Online Public Talk: The Invisible Conquest: From Indigenous Territories to National Frontiers in the Western Amazon (1850- 1912)
Online via Zoom
Date & Time: 15:00 - 16:30 (CET), Thursday, 15th December 2022
Noticias de 12.12.2022
General Information
Event in English, with simultaneous translation into French
Speaker: Jose Octavio Orsag Ph.D.(c), New York University
About the talk
In 1850 Peru and Brasil signed a contract to establish steam navigation from Manaus to Peruvian ports in the Hullaga river. Before this, merchants in the continental Amazon had adapted to indigenous economies by exchanging indigenous products like manufactures or forest resources. The Amazon was indistinctly indigenous before steam navigation, as we can see through the extreme dependence on indigenous knowledge, resources, labor, and products that colonizers had. Steam navigation started to modify this slowly as it required the reorganization of the forest in service of the steamships and the expansion of export and import economies. The reorganization was, of course, centered on the indigenous population. Steam navigation began an era in the Amazon in which nations desired these territories and attempted to colonize the region by transforming indigenous people into working settled citizens and their territories into public lands or national property. However, the dreams of civilization were easy desire than done.

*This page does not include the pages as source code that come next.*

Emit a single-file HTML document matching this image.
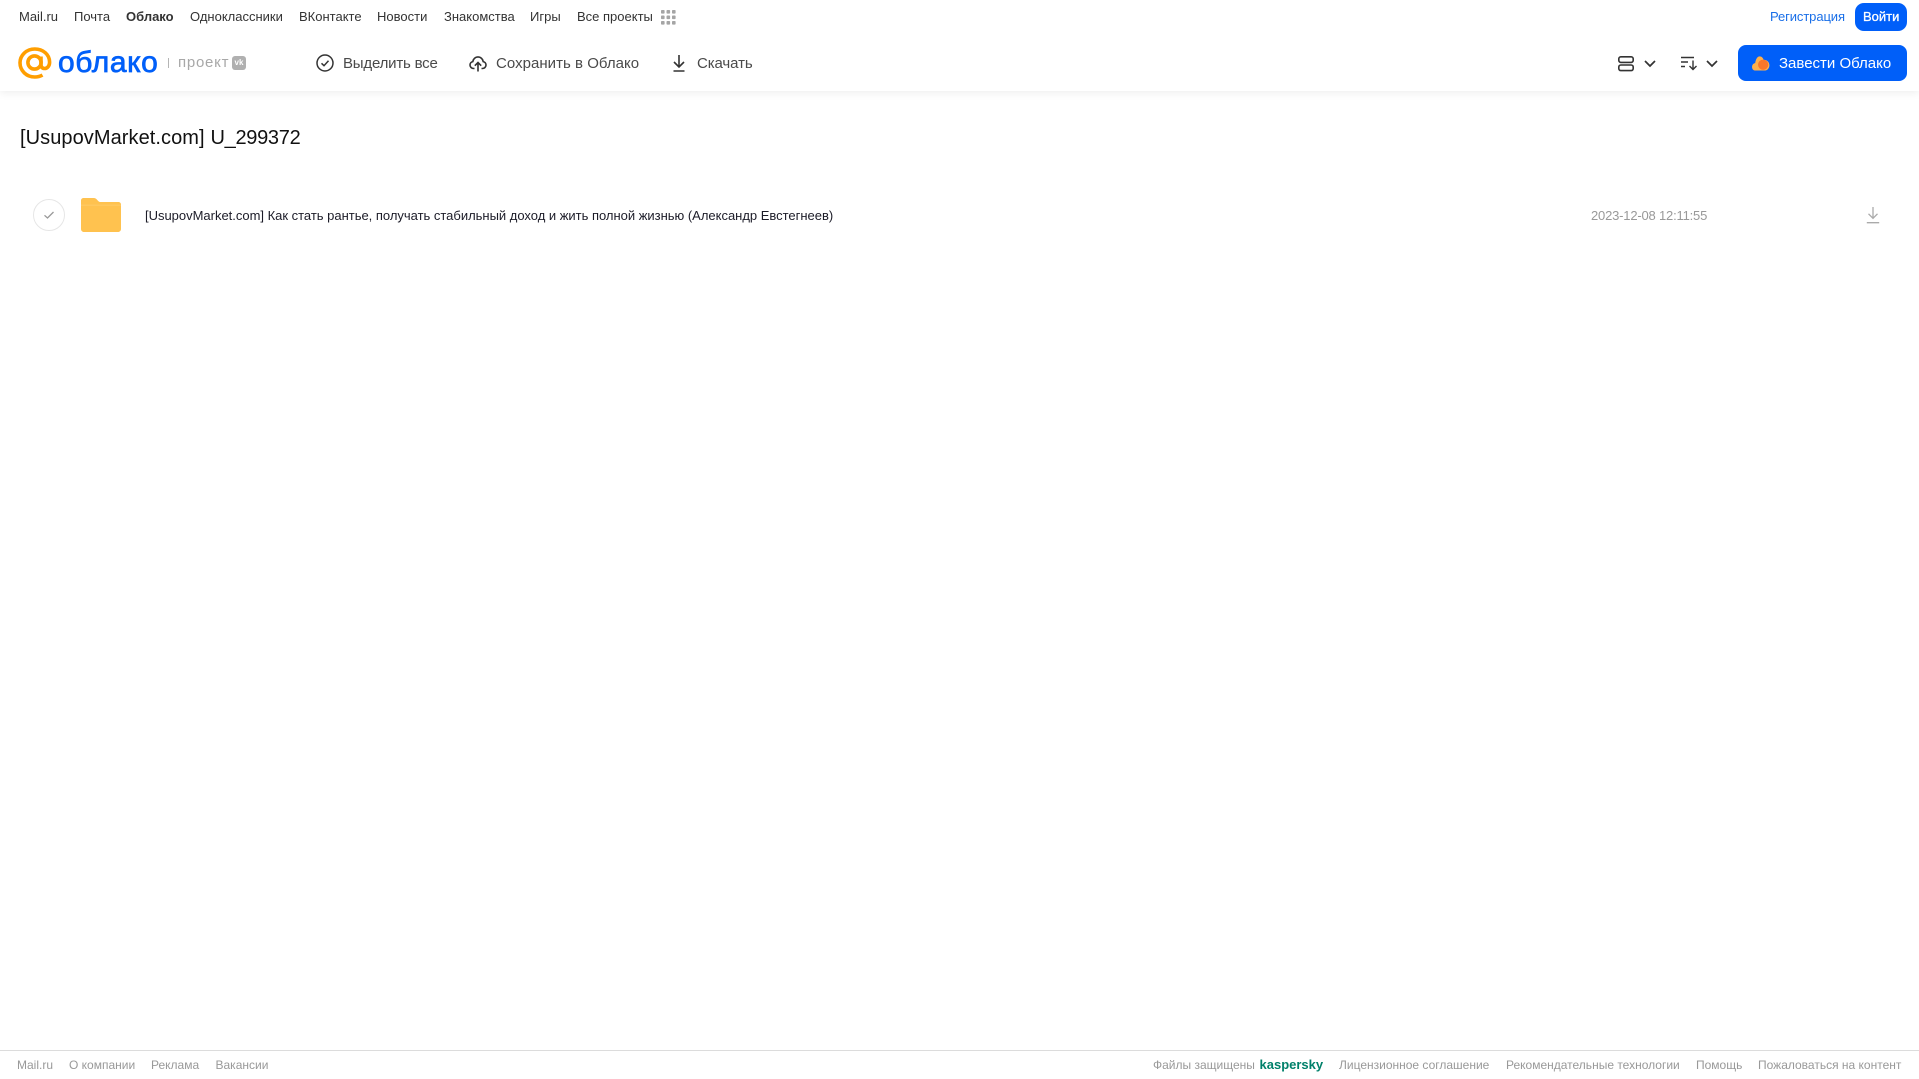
<!DOCTYPE html>
<html lang="ru"><head><meta charset="utf-8"><title>Облако</title>
<style>
html,body{margin:0;padding:0;background:#fff;width:1919px;height:1079px;overflow:hidden}
body{position:relative;font-family:"Liberation Sans",Arial,sans-serif}
.t{position:absolute;white-space:nowrap;line-height:16px}
.n{top:9px;font-size:13px;color:#333}
.b{top:56px;font-size:15px;color:#4a4a4a;line-height:16px}
.f{top:1057px;font-size:12px;color:#999}
svg{position:absolute;overflow:visible}
#hdr{position:absolute;left:0;top:0;width:1919px;height:91px;background:#fff;box-shadow:0 2px 8px rgba(0,0,0,.07)}
</style></head><body>
<div id="hdr"></div>
<span class="t n" style="left:19px">Mail.ru</span>
<span class="t n" style="left:74px">Почта</span>
<span class="t n" style="left:126px;font-weight:700">Облако</span>
<span class="t n" style="left:190px">Одноклассники</span>
<span class="t n" style="left:299px">ВКонтакте</span>
<span class="t n" style="left:377px">Новости</span>
<span class="t n" style="left:444px">Знакомства</span>
<span class="t n" style="left:530px">Игры</span>
<span class="t n" style="left:577px">Все проекты</span>
<svg style="left:661px;top:10px" width="15" height="15" fill="#a5a5a5"><rect x="0" y="0" width="3.6" height="3.6" rx=".8"/><rect x="5.5" y="0" width="3.6" height="3.6" rx=".8"/><rect x="11" y="0" width="3.6" height="3.6" rx=".8"/><rect x="0" y="5.5" width="3.6" height="3.6" rx=".8"/><rect x="5.5" y="5.5" width="3.6" height="3.6" rx=".8"/><rect x="11" y="5.5" width="3.6" height="3.6" rx=".8"/><rect x="0" y="11" width="3.6" height="3.6" rx=".8"/><rect x="5.5" y="11" width="3.6" height="3.6" rx=".8"/><rect x="11" y="11" width="3.6" height="3.6" rx=".8"/></svg>
<span class="t n" style="left:1770px;color:#1a6fe8;letter-spacing:-.1px">Регистрация</span>
<div style="position:absolute;left:1855px;top:3px;width:52px;height:28px;border-radius:9px;background:#005ff9"></div>
<span class="t n" style="left:1863px;color:#fff;-webkit-text-stroke:.3px #fff">Войти</span>
<!-- logo -->
<svg style="left:18px;top:47px" width="34" height="32" viewBox="0 0 34 32" fill="none" stroke="#ff9e00" stroke-width="3.6"><circle cx="16.5" cy="15.5" r="6.6"/><path d="M23 9.500v8c0 2.600 1.500 4 3.600 4 2.600 0 5-2.400 5-6.400C31.600 7.500 25 2 16.800 2 8.500 2 2 8.200 2 15.800 2 23.800 8.500 30 16.800 30c3 0 5.400-.6 7.700-1.900"/></svg>
<span class="t" style="left:58px;top:46px;line-height:34px;font-size:30px;color:#005ff9;font-weight:400;-webkit-text-stroke:.7px #005ff9;letter-spacing:.6px">облако</span>
<div style="position:absolute;left:168px;top:58px;width:1px;height:10px;background:#b5b5b5"></div>
<span class="t" style="left:178px;top:55px;font-size:15px;color:#a8a8a8;letter-spacing:.75px">проект</span>
<div style="position:absolute;left:232px;top:56px;width:14px;height:14px;border-radius:3px;background:#b0b0b0"></div>
<span class="t" style="left:232px;top:58px;width:14px;text-align:center;font-size:8px;line-height:10px;font-weight:700;color:#fff">vk</span>
<!-- toolbar -->
<svg style="left:316px;top:54px" width="18" height="18" viewBox="0 0 18 18" fill="none" stroke="#333" stroke-width="1.500"><circle cx="9" cy="9" r="8"/><path d="M5.500 9.300l2.500 2.400 4.500-5"/></svg>
<span class="t b" style="left:343px;letter-spacing:-.2px">Выделить все</span>
<svg style="left:469px;top:54px" width="18" height="18" viewBox="0 0 18 18" fill="none" stroke="#333" stroke-width="1.600"><path d="M5.500 14.500H4.600C2.600 14.500 1 13 1 11c0-1.700 1.200-3.100 2.800-3.400C4.200 4.900 6.400 2.900 9 2.900s4.800 2 5.200 4.700C15.800 7.900 17 9.300 17 11c0 2-1.600 3.500-3.600 3.500h-.9"/><path d="M9 17.500V9M5.800 11.700L9 8.500l3.200 3.200"/></svg>
<span class="t b" style="left:496px;letter-spacing:.03px">Сохранить в Облако</span>
<svg style="left:671px;top:54px" width="16" height="18" viewBox="0 0 16 18" fill="none" stroke="#333" stroke-width="1.600"><path d="M8 1v11.500M3 8l5 5 5-5M2.500 17h11"/></svg>
<span class="t b" style="left:697px;letter-spacing:-.1px">Скачать</span>
<!-- right controls -->
<svg style="left:1618px;top:55px" width="16" height="17" viewBox="0 0 16 17" fill="none" stroke="#333" stroke-width="1.600"><rect x=".8" y="1.800" width="14.400" height="5.600" rx="2"/><rect x=".8" y="10" width="14.400" height="5.600" rx="2"/></svg>
<svg style="left:1644px;top:60px" width="12" height="7" viewBox="0 0 12 7" fill="none" stroke="#333" stroke-width="1.700"><path d="M1 1l5 5 5-5"/></svg>
<svg style="left:1681px;top:55px" width="17" height="16" viewBox="0 0 17 16" fill="none" stroke="#333" stroke-width="1.400"><path d="M0 2.500h13M0 7h7M0 11.500h4M12 5.500v9M8.500 11l3.500 3.500 3.500-3.500"/></svg>
<svg style="left:1706px;top:60px" width="12" height="7" viewBox="0 0 12 7" fill="none" stroke="#333" stroke-width="1.700"><path d="M1 1l5 5 5-5"/></svg>
<div style="position:absolute;left:1738px;top:45px;width:169px;height:36px;border-radius:8px;background:#005ff9"></div>
<svg style="left:1751px;top:55px" width="19" height="16" viewBox="0 0 21 18"><path d="M5 17.500C2 17.500 1 15.500 1 13.500c0-2.500 1.500-4 3.500-4.300C5 5 7 1.500 9.500 1.500c2.500 0 4 2 4.500 4 3-.5 6.500 2 6.500 6 0 3.500-2.500 6-5.500 6z" fill="#ffb04a"/><circle cx="13.500" cy="11" r="5.800" fill="#f9772a"/></svg>
<span class="t b" style="left:1779px;color:#fff">Завести Облако</span>
<!-- title -->
<span class="t" style="left:20px;top:126px;line-height:24px;font-size:20px;color:#111;letter-spacing:.07px">[UsupovMarket.com]</span>
<span class="t" style="left:210.5px;top:126px;line-height:24px;font-size:20px;color:#111;letter-spacing:-.3px">U_299372</span>
<!-- row -->
<div style="position:absolute;left:33px;top:199px;width:30px;height:30px;border:1px solid #e6e6e6;border-radius:50%"></div>
<svg style="left:43px;top:210px" width="12" height="10" viewBox="0 0 12 10" fill="none" stroke="#999" stroke-width="1.300"><path d="M1.500 5.300l3 2.700 6-6"/></svg>
<svg style="left:81px;top:198px" width="40" height="34" viewBox="0 0 40 34"><path d="M2.500 0h10c2 0 3 1 4 2.200 1 1.200 1.800 1.800 3.500 1.800h17.500c1.400 0 2.500 1.100 2.500 2.500V31c0 1.700-1.300 3-3 3H3c-1.700 0-3-1.300-3-3V2.500C0 1.100 1.100 0 2.500 0z" fill="#ffc24f"/><path d="M0 6.500h40V8H0z" fill="#ffc85f"/></svg>
<span class="t" style="left:145px;top:208px;font-size:13px;color:#1c1c28;letter-spacing:-.012px">[UsupovMarket.com] Как стать рантье, получать стабильный доход и жить полной жизнью (Александр Евстегнеев)</span>
<span class="t" style="left:1591px;top:208px;font-size:13px;color:#999;letter-spacing:-.19px">2023-12-08 12:11:55</span>
<svg style="left:1866px;top:207px" width="14" height="17" viewBox="0 0 14 17" fill="none" stroke="#aaa" stroke-width="1.300"><path d="M7 0v11M2.500 6.800L7 11.300l4.500-4.500M.8 15.700h12.400"/></svg>
<!-- footer -->
<div style="position:absolute;left:0;top:1050px;width:1919px;height:1px;background:#dcdcdc"></div>
<span class="t f" style="left:17px">Mail.ru</span>
<span class="t f" style="left:69px">О компании</span>
<span class="t f" style="left:151px">Реклама</span>
<span class="t f" style="left:215.500px">Вакансии</span>
<span class="t f" style="left:1153px">Файлы защищены</span>
<span class="t f" style="left:1259.500px;font-size:13px;font-weight:700;color:#00806a">kaspersky</span>
<span class="t f" style="left:1339px">Лицензионное соглашение</span>
<span class="t f" style="left:1506px">Рекомендательные технологии</span>
<span class="t f" style="left:1696px">Помощь</span>
<span class="t f" style="left:1758px">Пожаловаться на контент</span>
</body></html>
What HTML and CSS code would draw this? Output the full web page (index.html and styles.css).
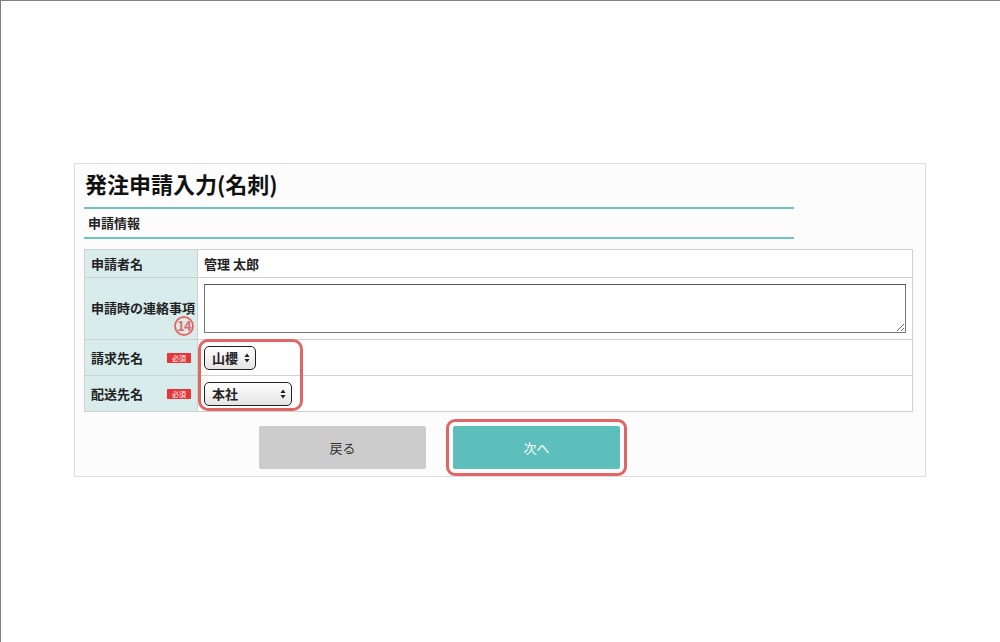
FILE: index.html
```html
<!DOCTYPE html>
<html lang="ja">
<head>
    <meta charset="UTF-8">
    <title>発注申請入力(名刺)</title>
    <link rel="stylesheet" href="styles.css">
</head>
<body>

<div class="screen">
    <section class="panel">
        <h1 class="page-title">発注申請入力(名刺)</h1>

        <h2 class="section-head">申請情報</h2>

        <table class="form-table">
            <tr class="row-name">
                <th>申請者名</th>
                <td class="value-text">管理 太郎</td>
            </tr>
            <tr class="row-note">
                <th>申請時の連絡事項</th>
                <td><textarea class="note"></textarea></td>
            </tr>
            <tr class="row-select">
                <th><span class="label">請求先名</span><span class="req">必須</span></th>
                <td>
                    <div class="fake-select short">
                        <span>山櫻</span>
                        <svg class="arrows" width="6" height="10" viewBox="0 0 6 10"><path d="M3 0.5 L5.6 4 L0.4 4 Z M3 9.5 L5.6 6 L0.4 6 Z" fill="#222"/></svg>
                    </div>
                </td>
            </tr>
            <tr class="row-select">
                <th><span class="label">配送先名</span><span class="req">必須</span></th>
                <td>
                    <div class="fake-select long">
                        <span>本社</span>
                        <svg class="arrows" width="6" height="10" viewBox="0 0 6 10"><path d="M3 0.5 L5.6 4 L0.4 4 Z M3 9.5 L5.6 6 L0.4 6 Z" fill="#222"/></svg>
                    </div>
                </td>
            </tr>
        </table>

        <div class="buttons">
            <button class="btn btn-back">戻る</button>
            <button class="btn btn-next">次へ</button>
        </div>

        <!-- annotations -->
        <span class="step-no">14</span>
        <div class="mark-box"></div>
    </section>
</div>

</body>
</html>
```

FILE: styles.css
```css
* {
    box-sizing: border-box;
}

html, body {
    margin: 0;
    height: 100%;
}

body {
    font-family: "Noto Sans CJK JP", "Noto Sans", sans-serif;
    color: #222;
    background: #fff;
    border-top: 1px solid #808080;
    border-left: 1px solid #808080;
}

.screen {
    padding: 162px 0 0 73px;
}

.panel {
    position: relative;
    width: 852px;
    height: 314px;
    background: #fcfcfc;
    border: 1px solid #dcdcdc;
    padding: 5px 12px 0 9px;
}

.page-title {
    margin: 0 0 10px 1px;
    font-size: 22px;
    line-height: 28px;
    font-weight: bold;
    color: #111;
}

.section-head {
    width: 710px;
    margin: 0 0 10px 0;
    height: 32px;
    border-top: 2px solid #6cc3c2;
    border-bottom: 2px solid #6cc3c2;
    padding-left: 4px;
    font-size: 13px;
    line-height: 28px;
    font-weight: bold;
}

.form-table {
    width: 829px;
    border-collapse: collapse;
    font-size: 13px;
}

.form-table th,
.form-table td {
    border: 1px solid #d0d0d0;
    padding: 0 6px;
}

.form-table th {
    width: 114px;
    background: #d9ecec;
    text-align: left;
    font-weight: bold;
    white-space: nowrap;
    padding-left: 6px;
    padding-right: 2px;
}

.form-table td {
    background: #fff;
}

.row-name {
    height: 28px;
}

.row-note {
    height: 62px;
}

.row-note th {
    padding-bottom: 2px;
}

.row-select {
    height: 36px;
}

.row-select .label {
    display: inline-block;
    width: 76px;
}

.value-text {
    font-weight: bold;
}

.note {
    display: block;
    width: 702px;
    height: 49px;
    margin: 0;
    border: 1px solid #777;
    border-top-color: #555;
    resize: both;
    background: #fff;
}

.req {
    display: inline-block;
    vertical-align: middle;
    width: 24px;
    height: 10px;
    background: #e8353a;
    color: #fff;
    font-size: 7px;
    line-height: 10px;
    text-align: center;
    font-weight: normal;
    margin-top: -3px;
}

.fake-select {
    display: flex;
    align-items: center;
    justify-content: space-between;
    height: 24px;
    padding: 0 5px 0 7px;
    border: 1px solid #222;
    border-radius: 5px;
    background: linear-gradient(#ffffff, #e4e4e4);
    font-weight: bold;
    font-size: 13px;
}

.fake-select.short {
    width: 52px;
}

.fake-select.long {
    width: 88px;
}

.buttons {
    display: flex;
    gap: 27px;
    margin: 14px 0 0 175px;
}

.btn {
    position: relative;
    width: 167px;
    height: 43px;
    border: none;
    border-radius: 2px;
    font-family: inherit;
    font-size: 13px;
    cursor: pointer;
}

.btn-back {
    background: #cccccc;
    color: #333;
}

.btn-next {
    background: #5cbfbc;
    color: #fff;
}

.btn-next::after {
    content: "";
    position: absolute;
    top: -7px;
    left: -7px;
    right: -7px;
    bottom: -7px;
    border: 3px solid #e06666;
    border-radius: 9px;
}

.step-no {
    position: absolute;
    left: 99px;
    top: 152px;
    width: 20px;
    height: 20px;
    border: 2px solid #e46a6a;
    border-radius: 50%;
    color: #e46a6a;
    font-size: 13px;
    font-weight: bold;
    line-height: 16px;
    text-align: center;
    letter-spacing: -1px;
    background: transparent;
}

.mark-box {
    position: absolute;
    left: 123px;
    top: 175px;
    width: 105px;
    height: 72px;
    border: 3px solid #e06666;
    border-radius: 10px;
}
```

My research focuses on the many relations that started unfolding after 1850 until the end of the first rubber boom in 1912, showing the advantage that indigenous populations had in their own territories over colonizers. It is essential to break the idea of stagnant or “uncontacted” indigenous groups and instead see the long history of relations and experiences that indigenous groups already had with colonizers even before 1850. However, with the intensification of certain colonial economies like rubber extraction, despair grew between private entrepreneurs and the nation states administration as it became clear that indigenous groups would never be “useful to the nation” as long as they retained their independence. After 1870 the rubber economy began one of the most violent periods in the history of the Amazon. Slavery became extended through all the Western tributaries of the Amazon alongside the forced displacement of indigenous territories. In this context, indigenous groups kept adapting to colonizing pressure by getting involved in the economy, negotiating protection with political authorities or catholic missionaries, or escaping and rejecting any commerce or contact with the colonizers. The second half of the nineteenth century was a crucial moment in the history of indigenous relations with colonizers and nation-states that had a long-standing effect in the Amazon even today.